Wygrywają ci, co kryją ofiary przegrywają, tak po ludzku to jest po prostu odrażające - komentowała na po głosowaniu posłanka Kamila Gasiuk-Pihowicz, pomysłodawczyni wprowadzenia sankcji na odmowę współpracy z komisją.
Z raportów komisji ds. pedofilii wynika, że wciąż jednym głównych problemów w wyjaśnieniu przypadków przemocy seksualnej wobec małoletnich poniżej 15 roku stanowi brak chęci współpracy ze stronnych różnych podmiotów. Szczególnie duże trudności komisja napotyka na przy okazji badania spraw, w których jako potencjalny sprawca wykorzystania seksualnego dziecka wskazana jest osoba duchowna. Kościół odmawia udostępniania dostępu do akt z postępowań kanonicznych, w których dodajmy, osoby pokrzywdzone nie mają nawet statusu uczestnika postępowania, nie są informowane o ich przebiegu, a często także nawet nie znają rozstrzygnięć kościelnych sądów.
Wstydliwa poprawka PiS
Stąd w prezydenckim projekcie nowelizacji ustawy o komisji znalazła się propozycja dodania do ustawy art. 3a który stanowi, że organy państwa, organizacje i podmioty, na wniosek Komisji, w zakresie niezbędnym do realizacji zadań przez nią wykonywanych, przekazują niezwłocznie, nie później niż w terminie 30 dni posiadane informacje lub dokumenty…
Tyle tylko, że przepis ten nie był obwarowany żadną sankcją. Dlatego podczas posiedzenia komisji ustawodawczej posłanka Kamila Gasiuk-Pihowicz, zaproponowała dodanie regulacji, zgodnie z którymi, w przypadku nieuzasadnionej odmowy udostępnienia dokumentów komisji, ta mogłaby wystąpić do sądu w wnioskiem o nałożenie grzywny.

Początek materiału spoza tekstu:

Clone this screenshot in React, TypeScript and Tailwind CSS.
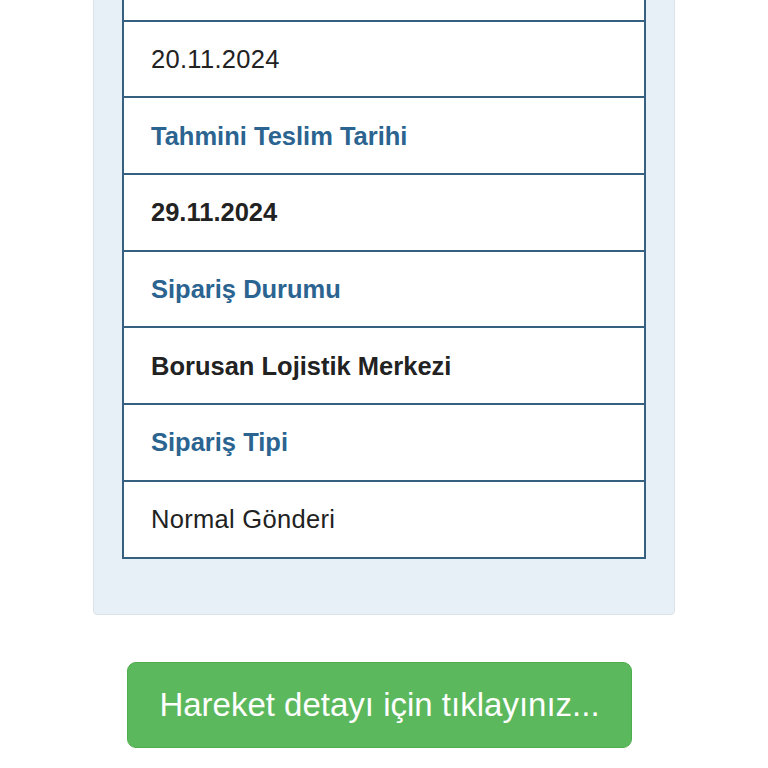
const rows = [
  { text: "", kind: "label" },
  { text: "20.11.2024", kind: "plain" },
  { text: "Tahmini Teslim Tarihi", kind: "label" },
  { text: "29.11.2024", kind: "bold" },
  { text: "Sipariş Durumu", kind: "label" },
  { text: "Borusan Lojistik Merkezi", kind: "bold" },
  { text: "Sipariş Tipi", kind: "label" },
  { text: "Normal Gönderi", kind: "plain" },
];

const App = () => {
  return (
    <div className="min-h-[768px] w-full overflow-hidden bg-white" style={{ fontFamily: "'Liberation Sans', Arial, sans-serif" }}>
      <div className="-mt-[78px] mx-[93px] rounded-b-[4px] border border-[#dbe3ea] bg-[#e8f0f7] px-[28px] pt-[20px] pb-[55px]">
        <div className="border-2 border-b-0 border-[#35607f] bg-white">
          {rows.map((row, i) => (
            <div
              key={i}
              className={`flex h-[76.7px] items-center border-b-2 border-[#35607f] pl-[27px] text-[25.5px] ${
                row.kind === "label"
                  ? "font-bold text-[#2b6490]"
                  : row.kind === "bold"
                  ? "font-bold text-[#222]"
                  : "tracking-[0.3px] text-[#222]"
              }`}
            >
              {row.text}
            </div>
          ))}
        </div>
      </div>
      <div className="mt-[47px] flex justify-center pr-[9px]">
        <button className="h-[86px] w-[505px] rounded-[9px] border border-[#4cae4c] bg-[#5cb85c] text-[33px] text-white">
          Hareket detayı için tıklayınız...
        </button>
      </div>
    </div>
  );
};

export default App;
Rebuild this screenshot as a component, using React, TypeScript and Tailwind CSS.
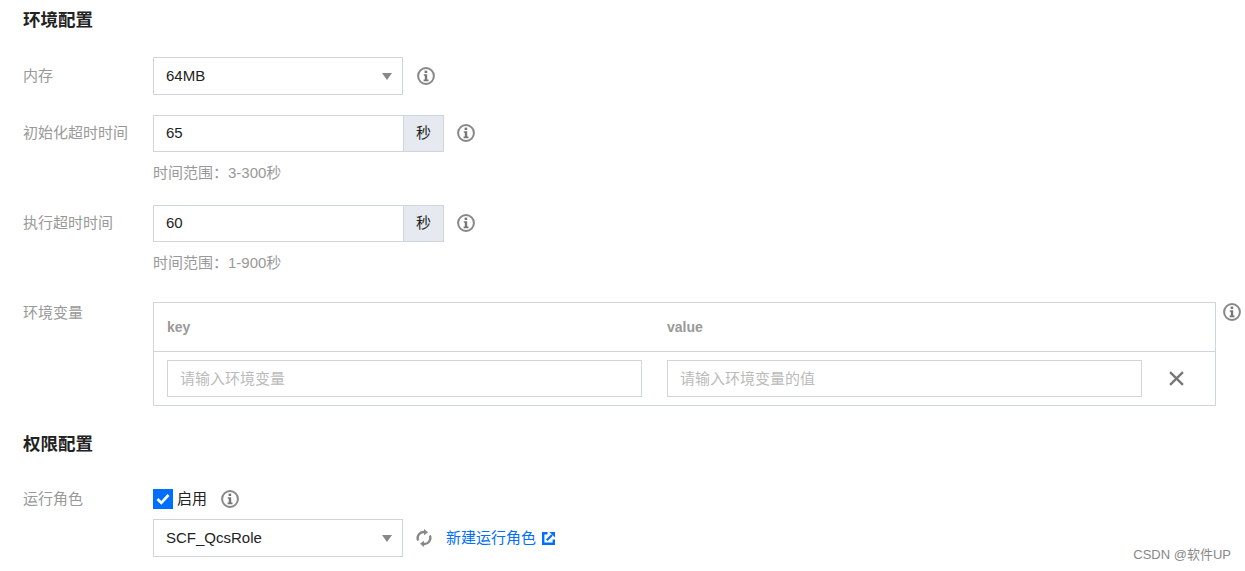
const FONT = "font-['Liberation_Sans','Noto_Sans_CJK_SC',sans-serif]";

function InfoIcon({ className = "" }: { className?: string }) {
  return (
    <svg viewBox="0 0 18 18" className={`w-[18px] h-[18px] shrink-0 ${className}`} fill="none">
      <circle cx="9" cy="9" r="7.9" stroke="#888" strokeWidth="2" />
      <rect x="7.6" y="3.6" width="2.6" height="2.4" fill="#777" />
      <path d="M6.8 7.2h3.4v5.4h1.3v1.6H6.6v-1.6h1.2V8.8h-1z" fill="#777" />
    </svg>
  );
}

function Caret() {
  return (
    <svg viewBox="0 0 10 7" className="w-[10px] h-[7px]">
      <path d="M0 0h10L5 7z" fill="#888" />
    </svg>
  );
}

function SelectBox({ value }: { value: string }) {
  return (
    <div className="w-[250px] h-[38px] border border-[#cfd5de] bg-white flex items-center justify-between pl-[12px] pr-[10px] text-[15px] text-[#222]">
      <span>{value}</span>
      <Caret />
    </div>
  );
}

function SecondsInput({ value }: { value: string }) {
  return (
    <div className="flex h-[37px] w-[291px] border border-[#cfd5de] bg-white text-[15px] text-[#222]">
      <div className="w-[249px] flex items-center pl-[12px]">{value}</div>
      <div className="flex-1 bg-[#e6e9ef] border-l border-[#cfd5de] flex items-center justify-center">秒</div>
    </div>
  );
}

function Label({ children, className = "" }: { children: React.ReactNode; className?: string }) {
  return <div className={`w-[130px] shrink-0 text-[15px] text-[#999] ${className}`}>{children}</div>;
}

function Heading({ children, className = "" }: { children: React.ReactNode; className?: string }) {
  return <h2 className={`text-[17.5px] leading-[24px] font-bold text-[#222] ${className}`}>{children}</h2>;
}

function TextBox({ placeholder }: { placeholder: string }) {
  return (
    <div className="w-[475px] h-[37px] border border-[#cfd5de] flex items-center pl-[12px] pt-px text-[15px] text-[#bbb]">
      {placeholder}
    </div>
  );
}

export default function App() {
  return (
    <div className={`relative w-[1245px] h-[571px] overflow-hidden bg-white pl-[23px] pt-[8px] ${FONT}`}>
      <Heading>环境配置</Heading>

      <div className="flex mt-[25px]">
        <Label className="leading-[38px]">内存</Label>
        <SelectBox value="64MB" />
        <InfoIcon className="ml-[14px] mt-[10px]" />
      </div>

      <div className="flex mt-[20px]">
        <Label className="leading-[36px]">初始化超时时间</Label>
        <div>
          <SecondsInput value="65" />
          <p className="mt-[11px] text-[15px] leading-[20px] text-[#999]">时间范围：3-300秒</p>
        </div>
        <InfoIcon className="ml-[13px] mt-[9px]" />
      </div>

      <div className="flex mt-[22px]">
        <Label className="leading-[36px]">执行超时时间</Label>
        <div>
          <SecondsInput value="60" />
          <p className="mt-[11px] text-[15px] leading-[20px] text-[#999]">时间范围：1-900秒</p>
        </div>
        <InfoIcon className="ml-[13px] mt-[9px]" />
      </div>

      <div className="flex mt-[29px]">
        <Label className="leading-[20px] mt-px">环境变量</Label>
        <div className="w-[1063px] h-[104px] border border-[#cfd5de]">
          <div className="h-[49px] border-b border-[#cfd5de] flex items-center pl-[13px] text-[14px] font-bold text-[#999]">
            <span className="w-[500px]">key</span>
            <span>value</span>
          </div>
          <div className="flex items-center gap-[25px] pl-[13px] pt-[8px]">
            <TextBox placeholder="请输入环境变量" />
            <TextBox placeholder="请输入环境变量的值" />
            <svg viewBox="0 0 14 14" className="w-[15px] h-[15px] ml-[2px]">
              <path d="M1 1l12 12M13 1L1 13" stroke="#777" strokeWidth="2.2" fill="none" />
            </svg>
          </div>
        </div>
        <InfoIcon className="ml-[7px] mt-px" />
      </div>

      <Heading className="mt-[26px]">权限配置</Heading>

      <div className="flex mt-[33px]">
        <Label className="leading-[20px]">运行角色</Label>
        <div>
          <div className="flex items-center h-[20px]">
            <div className="w-[20px] h-[20px] bg-[#006eff] flex items-center justify-center">
              <svg viewBox="0 0 14 12" className="w-[14px] h-[12px]">
                <path d="M1.5 6l3.8 3.8L12.5 2" stroke="#fff" strokeWidth="2.6" fill="none" />
              </svg>
            </div>
            <span className="ml-[4px] text-[15px] text-[#222]">启用</span>
            <InfoIcon className="ml-[14px]" />
          </div>
          <div className="flex items-center mt-[10px]">
            <SelectBox value="SCF_QcsRole" />
            <svg viewBox="0 0 16 18" className="w-[16px] h-[18px] ml-[13px]" fill="none">
              <path d="M2.2 11.5A6 6 0 0 1 8.6 3.1" stroke="#888" strokeWidth="2.4" />
              <path d="M8 0l4 3.2L8 6.2z" fill="#888" />
              <path d="M13.8 6.5A6 6 0 0 1 7.4 14.9" stroke="#888" strokeWidth="2.4" />
              <path d="M8 18l-4-3.2L8 11.8z" fill="#888" />
            </svg>
            <span className="ml-[14px] text-[15px] text-[#006eff]">新建运行角色</span>
            <svg viewBox="0 0 13 13" className="w-[13px] h-[13px] ml-[6px]" fill="none">
              <path d="M5.5 1.2H1.2v10.6h10.6V7.5" stroke="#006eff" strokeWidth="2.4" />
              <path d="M7.5 0h5.5v5.5z" fill="#006eff" />
              <path d="M4.8 8.2L10 3" stroke="#006eff" strokeWidth="2.2" />
            </svg>
          </div>
        </div>
      </div>

      <div className="absolute right-[14px] top-[546px] text-[13px] leading-[18px] text-[#888]">CSDN @软件UP</div>
    </div>
  );
}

Kodeks postępowania cywilnego, na podstawie którego działa komisja przewiduje, że w takiej sytuacji możliwość nałożenia grzywny w maksymalnej wysokości do trzech tysięcy zł. Biorąc pod uwagę, że taka nie nakładana jest osoby fizyczne, lecz na organy, podmioty i organizacje, takie jak kościoły czy związki sportowe, sankcja nie wydawała się zbyt wygórowana.
O ile komisja ustawodawcza poparła poprawkę i w skierowała do drugiego czytania projekt w wersji rozszerzonej o kary, to podczas drugiego czytania na wtorkowym posiedzeniu plenarnym, poseł Grzegorz Lorek z Prawa i Sprawiedliwości złożył poprawki na piśmie wraz z wnioskiem o… nieodsyłanie już projektu do komisji i przystąpienie od razu do trzeciego czytania.
Tak nagły pośpiech dziwi w przypadku ustawy, które do tej pory była procedowana w normalnym tempie. Wcześniej wręcz do jej rozpatrzenia powołano nawet specjalną podkomisję a wszyscy uczestnicy podkreślali jej rzeczową i merytoryczną pracę (co nie zdarza się wcale aż tak często). Normalnie, gdy podczas drugiego czytania na posiedzeniu plenarnym zgłaszane są poprawki projekt powinien wrócić do komisji, która przeprowadzi nad nimi dyskusję i je zaopiniuje. Jak się okazało, nagły wniosek o przyspieszenie prac nie był bez przyczyny. Wśród poprawek zgłoszonych przez PIS znalazło się bowiem wykreślenie z projektu kar za nieuzasadnione nieudostępniane dokumentów.
Komisja na łasce i niełasce kościoła
Do momentu głosowań treść poprawek nie została zamieszczona na stronie Sejmu. Dostali je tylko posłowie przed głosowaniem. Dzięki przegłosowaniu podczas środowego posiedzenia wniosku o niekierowanie projektu ponownie do komisji, zmiana przeszła bez żadnej dyskusji na ten temat. Wnioskodawca nie musiał też publicznie zgłaszać treści poprawki ani jej uzasadniać podczas transmitowanego w internecie i protokołowanego posiedzenia komisji.
W rezultacie uchwalona przez Sejm ustawa wyposaża komisję w uprawnienie, którego skuteczność będzie zależała tylko od dobrej woli organu, do którego występuje. Ale to nie wszystko. Przepis jest bowiem tak sformułowany, że komisja może żądać dokumentów :w zakresie niezbędnym do realizacji zadań przez nią wykonywanych”. Ustawa nie rozstrzyga kto ocenia, czy ta przesłanka zachodzi, czy nie. Jak zwracali już na naszych łamach eksperci możliwa jest zatem sytuacja, w której komisja występuje o przekazanie dokumentów, a adresat oświadcza, że w jego ocenie nie są one niezbędne dla realizacji zadań komisji.